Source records
■ ■ ■ ■ ■
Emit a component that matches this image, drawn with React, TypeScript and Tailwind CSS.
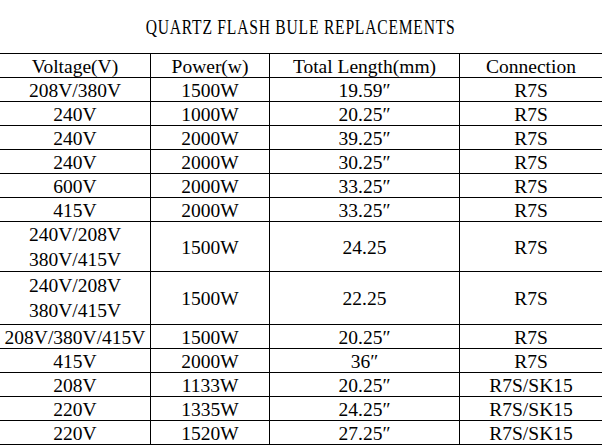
import React from "react";

type Row = {
  voltage: string[];
  power: string;
  length: string;
  connection: string;
  h: string;
};

const rows: Row[] = [
  { voltage: ["208V/380V"], power: "1500W", length: "19.59″", connection: "R7S", h: "h-[24px]" },
  { voltage: ["240V"], power: "1000W", length: "20.25″", connection: "R7S", h: "h-[24px]" },
  { voltage: ["240V"], power: "2000W", length: "39.25″", connection: "R7S", h: "h-[24px]" },
  { voltage: ["240V"], power: "2000W", length: "30.25″", connection: "R7S", h: "h-[24px]" },
  { voltage: ["600V"], power: "2000W", length: "33.25″", connection: "R7S", h: "h-[24px]" },
  { voltage: ["415V"], power: "2000W", length: "33.25″", connection: "R7S", h: "h-[24px]" },
  { voltage: ["240V/208V", "380V/415V"], power: "1500W", length: "24.25", connection: "R7S", h: "h-[50px]" },
  { voltage: ["240V/208V", "380V/415V"], power: "1500W", length: "22.25", connection: "R7S", h: "h-[53px]" },
  { voltage: ["208V/380V/415V"], power: "1500W", length: "20.25″", connection: "R7S", h: "h-[24px]" },
  { voltage: ["415V"], power: "2000W", length: "36″", connection: "R7S", h: "h-[24px]" },
  { voltage: ["208V"], power: "1133W", length: "20.25″", connection: "R7S/SK15", h: "h-[24px]" },
  { voltage: ["220V"], power: "1335W", length: "24.25″", connection: "R7S/SK15", h: "h-[24px]" },
  { voltage: ["220V"], power: "1520W", length: "27.25″", connection: "R7S/SK15", h: "h-[24px]" },
];

const grid = "grid grid-cols-[150px_119px_190px_143px] border-b border-black";

function Cell({ children, first }: { children: React.ReactNode; first?: boolean }) {
  return (
    <div
      className={
        "flex flex-col items-center justify-center text-center whitespace-nowrap leading-[25px] " +
        (first ? "" : "border-l border-black")
      }
    >
      {children}
    </div>
  );
}

export default function App() {
  return (
    <div
      className="w-[602px] h-[445px] bg-white text-black overflow-hidden"
      style={{ fontFamily: '"Liberation Serif", "Noto Sans CJK SC", serif' }}
    >
      {/* Title */}
      <div className="h-[53px] flex items-center justify-center">
        <span className="text-[20px] leading-none tracking-[1px] scale-x-[0.78] whitespace-nowrap">
          QUARTZ FLASH BULE REPLACEMENTS
        </span>
      </div>

      {/* Table */}
      <div className="border-t border-black text-[19.5px]">
        <div className={grid + " h-[24px]"}>
          <Cell first>Voltage(V)</Cell>
          <Cell>Power(w)</Cell>
          <Cell>Total Length(mm)</Cell>
          <Cell>Connection</Cell>
        </div>
        {rows.map((r, i) => (
          <div key={i} className={grid + " " + r.h}>
            <Cell first>
              {r.voltage.map((v) => (
                <span key={v}>{v}</span>
              ))}
            </Cell>
            <Cell>{r.power}</Cell>
            <Cell>{r.length}</Cell>
            <Cell>{r.connection}</Cell>
          </div>
        ))}
      </div>
    </div>
  );
}
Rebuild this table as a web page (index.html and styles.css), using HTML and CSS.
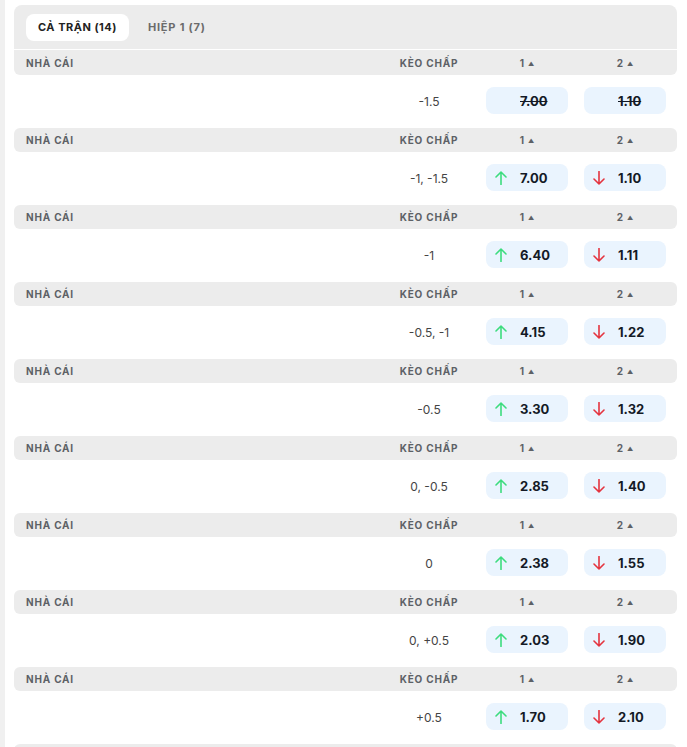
FILE: index.html
```html
<!DOCTYPE html>
<html lang="vi">
<head>
<meta charset="utf-8">
<link rel="stylesheet" href="styles.css">
</head>
<body>
<div class="panel">
  <div class="tabs">
    <div class="tab active">CẢ TRẬN (14)</div>
    <div class="tab">HIỆP 1 (7)</div>
  </div>

  <div class="group">
    <div class="head first"><span class="c-name">NHÀ CÁI</span><span class="c">KÈO CHẤP</span><span class="c">1 <i class="tri">▲</i></span><span class="c">2 <i class="tri">▲</i></span></div>
    <div class="row"><span></span><span class="hc">-1.5</span>
      <div class="odd strike"><svg class="arr hide" viewBox="0 0 12 14"></svg><b>7.00</b></div>
      <div class="odd strike"><svg class="arr hide" viewBox="0 0 12 14"></svg><b>1.10</b></div>
    </div>
  </div>

  <div class="group">
    <div class="head"><span class="c-name">NHÀ CÁI</span><span class="c">KÈO CHẤP</span><span class="c">1 <i class="tri">▲</i></span><span class="c">2 <i class="tri">▲</i></span></div>
    <div class="row"><span></span><span class="hc">-1, -1.5</span>
      <div class="odd"><svg class="arr up" viewBox="0 0 12 14"><path d="M6 13.5V1M1 6l5-5 5 5"/></svg><b>7.00</b></div>
      <div class="odd"><svg class="arr down" viewBox="0 0 12 14"><path d="M6 0.5V13M1 8l5 5 5-5"/></svg><b>1.10</b></div>
    </div>
  </div>

  <div class="group">
    <div class="head"><span class="c-name">NHÀ CÁI</span><span class="c">KÈO CHẤP</span><span class="c">1 <i class="tri">▲</i></span><span class="c">2 <i class="tri">▲</i></span></div>
    <div class="row"><span></span><span class="hc">-1</span>
      <div class="odd"><svg class="arr up" viewBox="0 0 12 14"><path d="M6 13.5V1M1 6l5-5 5 5"/></svg><b>6.40</b></div>
      <div class="odd"><svg class="arr down" viewBox="0 0 12 14"><path d="M6 0.5V13M1 8l5 5 5-5"/></svg><b>1.11</b></div>
    </div>
  </div>

  <div class="group">
    <div class="head"><span class="c-name">NHÀ CÁI</span><span class="c">KÈO CHẤP</span><span class="c">1 <i class="tri">▲</i></span><span class="c">2 <i class="tri">▲</i></span></div>
    <div class="row"><span></span><span class="hc">-0.5, -1</span>
      <div class="odd"><svg class="arr up" viewBox="0 0 12 14"><path d="M6 13.5V1M1 6l5-5 5 5"/></svg><b>4.15</b></div>
      <div class="odd"><svg class="arr down" viewBox="0 0 12 14"><path d="M6 0.5V13M1 8l5 5 5-5"/></svg><b>1.22</b></div>
    </div>
  </div>

  <div class="group">
    <div class="head"><span class="c-name">NHÀ CÁI</span><span class="c">KÈO CHẤP</span><span class="c">1 <i class="tri">▲</i></span><span class="c">2 <i class="tri">▲</i></span></div>
    <div class="row"><span></span><span class="hc">-0.5</span>
      <div class="odd"><svg class="arr up" viewBox="0 0 12 14"><path d="M6 13.5V1M1 6l5-5 5 5"/></svg><b>3.30</b></div>
      <div class="odd"><svg class="arr down" viewBox="0 0 12 14"><path d="M6 0.5V13M1 8l5 5 5-5"/></svg><b>1.32</b></div>
    </div>
  </div>

  <div class="group">
    <div class="head"><span class="c-name">NHÀ CÁI</span><span class="c">KÈO CHẤP</span><span class="c">1 <i class="tri">▲</i></span><span class="c">2 <i class="tri">▲</i></span></div>
    <div class="row"><span></span><span class="hc">0, -0.5</span>
      <div class="odd"><svg class="arr up" viewBox="0 0 12 14"><path d="M6 13.5V1M1 6l5-5 5 5"/></svg><b>2.85</b></div>
      <div class="odd"><svg class="arr down" viewBox="0 0 12 14"><path d="M6 0.5V13M1 8l5 5 5-5"/></svg><b>1.40</b></div>
    </div>
  </div>

  <div class="group">
    <div class="head"><span class="c-name">NHÀ CÁI</span><span class="c">KÈO CHẤP</span><span class="c">1 <i class="tri">▲</i></span><span class="c">2 <i class="tri">▲</i></span></div>
    <div class="row"><span></span><span class="hc">0</span>
      <div class="odd"><svg class="arr up" viewBox="0 0 12 14"><path d="M6 13.5V1M1 6l5-5 5 5"/></svg><b>2.38</b></div>
      <div class="odd"><svg class="arr down" viewBox="0 0 12 14"><path d="M6 0.5V13M1 8l5 5 5-5"/></svg><b>1.55</b></div>
    </div>
  </div>

  <div class="group">
    <div class="head"><span class="c-name">NHÀ CÁI</span><span class="c">KÈO CHẤP</span><span class="c">1 <i class="tri">▲</i></span><span class="c">2 <i class="tri">▲</i></span></div>
    <div class="row"><span></span><span class="hc">0, +0.5</span>
      <div class="odd"><svg class="arr up" viewBox="0 0 12 14"><path d="M6 13.5V1M1 6l5-5 5 5"/></svg><b>2.03</b></div>
      <div class="odd"><svg class="arr down" viewBox="0 0 12 14"><path d="M6 0.5V13M1 8l5 5 5-5"/></svg><b>1.90</b></div>
    </div>
  </div>

  <div class="group">
    <div class="head"><span class="c-name">NHÀ CÁI</span><span class="c">KÈO CHẤP</span><span class="c">1 <i class="tri">▲</i></span><span class="c">2 <i class="tri">▲</i></span></div>
    <div class="row"><span></span><span class="hc">+0.5</span>
      <div class="odd"><svg class="arr up" viewBox="0 0 12 14"><path d="M6 13.5V1M1 6l5-5 5 5"/></svg><b>1.70</b></div>
      <div class="odd"><svg class="arr down" viewBox="0 0 12 14"><path d="M6 0.5V13M1 8l5 5 5-5"/></svg><b>2.10</b></div>
    </div>
  </div>

  <div class="head"></div>
</div>
</body>
</html>
```

FILE: styles.css
```css
html, body {
  margin: 0;
  padding: 0;
}
body {
  background: #f0f0f0;
  font-family: Inter, "Noto Sans", "DejaVu Sans", sans-serif;
  color: #222;
  height: 747px;
  overflow: hidden;
}
.panel {
  margin-left: 5px;
  background: #ffffff;
  padding: 5px 10px 0 9px;
  height: 747px;
  overflow: hidden;
  box-sizing: border-box;
}
.tabs {
  background: #ececec;
  border-radius: 8px 8px 0 0;
  height: 44px;
  border-bottom: 1px solid #ffffff;
  display: flex;
  align-items: center;
  padding-left: 12px;
  gap: 7px;
}
.tab {
  font-size: 11px;
  font-weight: 700;
  letter-spacing: 0.8px;
  color: #6b6b6b;
  padding: 0 12px;
  height: 27px;
  line-height: 27px;
  border-radius: 8px;
}
.tab.active {
  background: #ffffff;
  color: #222222;
  letter-spacing: 0.5px;
}
.head {
  display: grid;
  grid-template-columns: 1fr 82px 82px 82px;
  column-gap: 16px;
  align-items: center;
  height: 24px;
  background: #ececec;
  border-radius: 6px;
  padding: 0 11px 0 12px;
  font-size: 10px;
  font-weight: 700;
  letter-spacing: 0.8px;
  color: #5d6166;
}
.head.first {
  height: 25px;
  border-radius: 0 0 6px 6px;
}
.head .c {
  text-align: center;
}
.tri {
  font-style: normal;
  font-size: 6px;
  position: relative;
  top: -1px;
  letter-spacing: 0;
}
.row {
  display: grid;
  grid-template-columns: 1fr 82px 82px 82px;
  column-gap: 16px;
  align-items: center;
  height: 53px;
  padding: 0 11px 0 12px;
}
.hc {
  text-align: center;
  font-size: 12px;
  color: #444;
}
.odd {
  height: 27px;
  background: #eaf4fe;
  border-radius: 8px;
  display: flex;
  align-items: center;
  padding-left: 9px;
  gap: 13px;
  position: relative;
  top: -1px;
}
.odd b {
  font-size: 13px;
  font-weight: 700;
  color: #141a26;
}
.odd.strike b {
  text-decoration: line-through;
  text-decoration-thickness: 1px;
}
.arr {
  width: 12px;
  height: 14px;
  flex: none;
  fill: none;
  stroke-width: 1.6;
  stroke-linecap: round;
  stroke-linejoin: round;
}
.arr.up { stroke: #3ddc7e; }
.arr.down { stroke: #e4343f; }
.arr.hide { visibility: hidden; }
```
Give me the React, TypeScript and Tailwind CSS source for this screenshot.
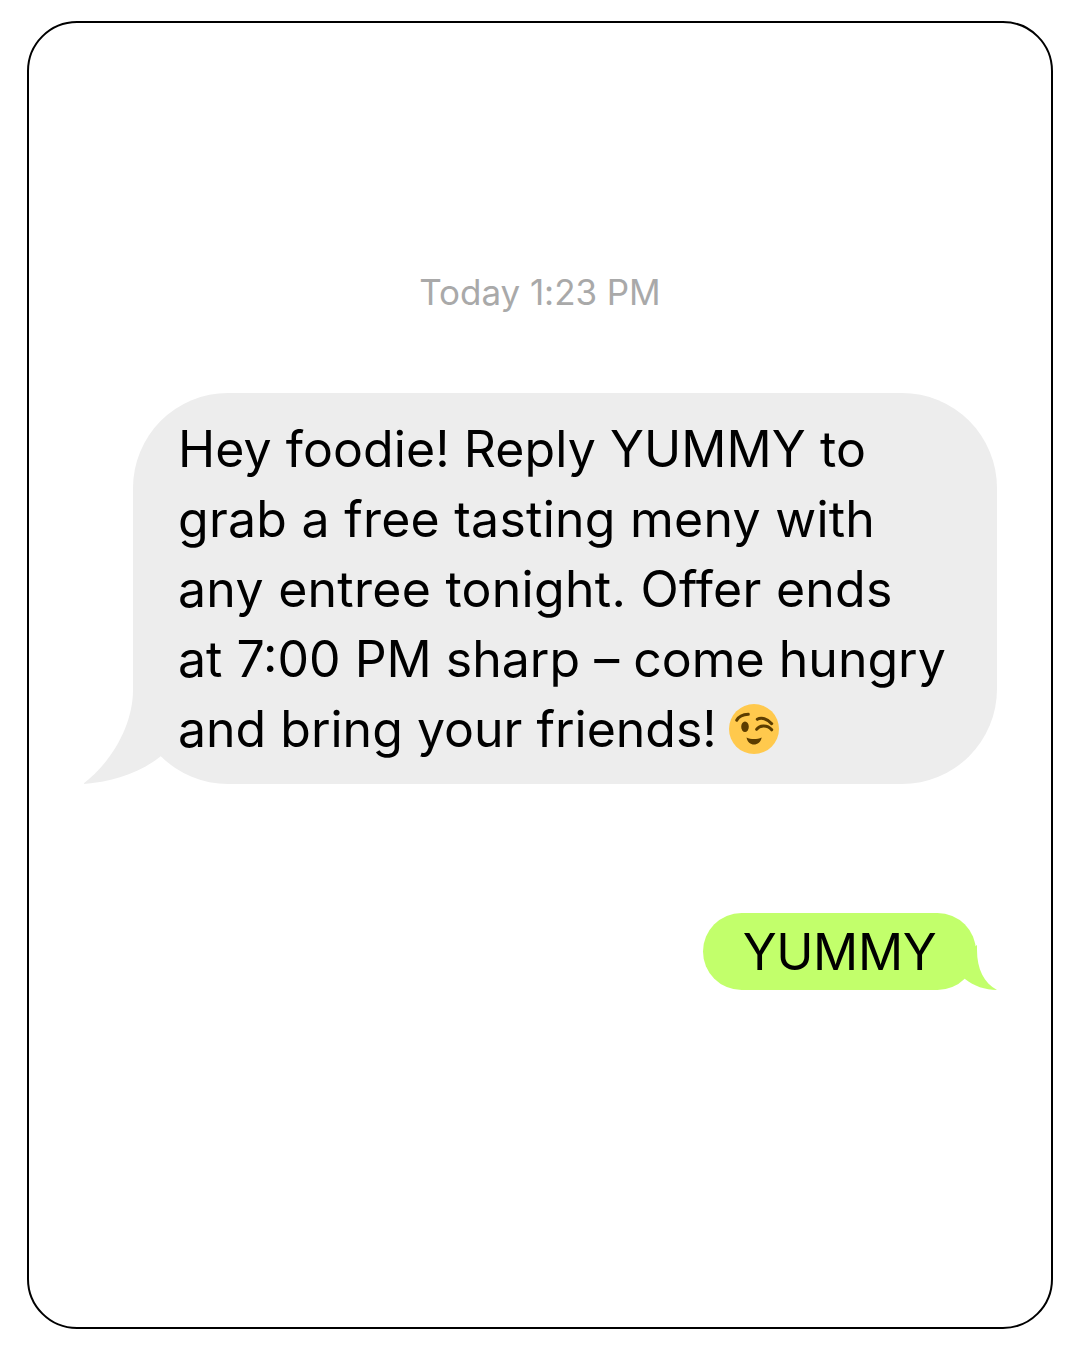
export default function App() {
  return (
    <div className="w-[1080px] h-[1350px] bg-white pt-[21px] px-[27px] font-['Inter',sans-serif]">
      <div className="h-[1308px] rounded-[50px] border-2 border-black pr-[54px] pl-[104px] flex flex-col">
        <div className="mt-[247px] -ml-[50px] text-center text-[35px] leading-[44px] text-[#a9a9a9] tracking-[-0.05px]">Today 1:23 PM</div>
        <div className="relative mt-[79px] h-[391px] rounded-[95px] bg-[#ededed] pl-[45px] pt-[21px] text-[50px] leading-[70px] text-black">
          <svg className="absolute left-[-50px] bottom-0" width="81" height="104" viewBox="0 0 81 104" fill="#ededed">
            <path d="M50 0V10C50 45 29 82 0 104C29 102 57 93 78 76L81 0Z" />
          </svg>
          <div className="relative whitespace-nowrap">
            <p className="tracking-[0.08px]">Hey foodie! Reply YUMMY to</p>
            <p className="tracking-[0.25px]">grab a free tasting meny with</p>
            <p className="tracking-[0.27px]">any entree tonight. Offer ends</p>
            <p>at 7:00 PM sharp – come hungry</p>
            <p>
              and bring your friends!{" "}
              <svg className="inline-block align-[-7px] -ml-[2px]" width="50" height="50" viewBox="0 0 50 50" fill="none">
                <circle cx="25" cy="25" r="25" fill="#ffc94d" />
                <path d="M7.7 16.3C9.5 13 14 10.6 19.3 10.3" stroke="#5c3d00" strokeWidth="3" strokeLinecap="round" />
                <path d="M28.3 15.3C32 13 38.5 14.5 42.7 19.7" stroke="#5c3d00" strokeWidth="3" strokeLinecap="round" />
                <ellipse cx="16" cy="22.7" rx="3.8" ry="5.2" fill="#5c3d00" />
                <path d="M27.7 25.3C30 21.5 38 20 42.7 25.8" stroke="#5c3d00" strokeWidth="3" strokeLinecap="round" />
                <path d="M17.5 33.5C22 35.5 28 35.5 32.7 33.5C32 38 28.5 40.5 25 40.5C21.5 40.5 18.3 38 17.5 33.5Z" fill="#5c3d00" />
              </svg>
            </p>
          </div>
        </div>
        <div className="relative mt-[129px] self-end mr-[21px] h-[77px] w-[273px] rounded-[38.5px] bg-[#c2ff6b] text-center text-[50px] leading-[79px] tracking-[-0.4px] text-black">
          <svg className="absolute right-[-21px] bottom-0" width="42" height="45" viewBox="0 0 42 45" fill="#c2ff6b">
            <path d="M22 0V5C22 24 29 38 42 45C30 45 19 41 10 34L0 15Z" />
          </svg>
          <span className="relative">YUMMY</span>
        </div>
      </div>
    </div>
  );
}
■ ■ ■ ■ ■
**Task to complete:** Copy out all lines from the material above that contain the string "TypeScript".

**The answer:**
Emit a component that matches this image, drawn with React, TypeScript and Tailwind CSS.
Give me the React, TypeScript and Tailwind CSS source for this screenshot.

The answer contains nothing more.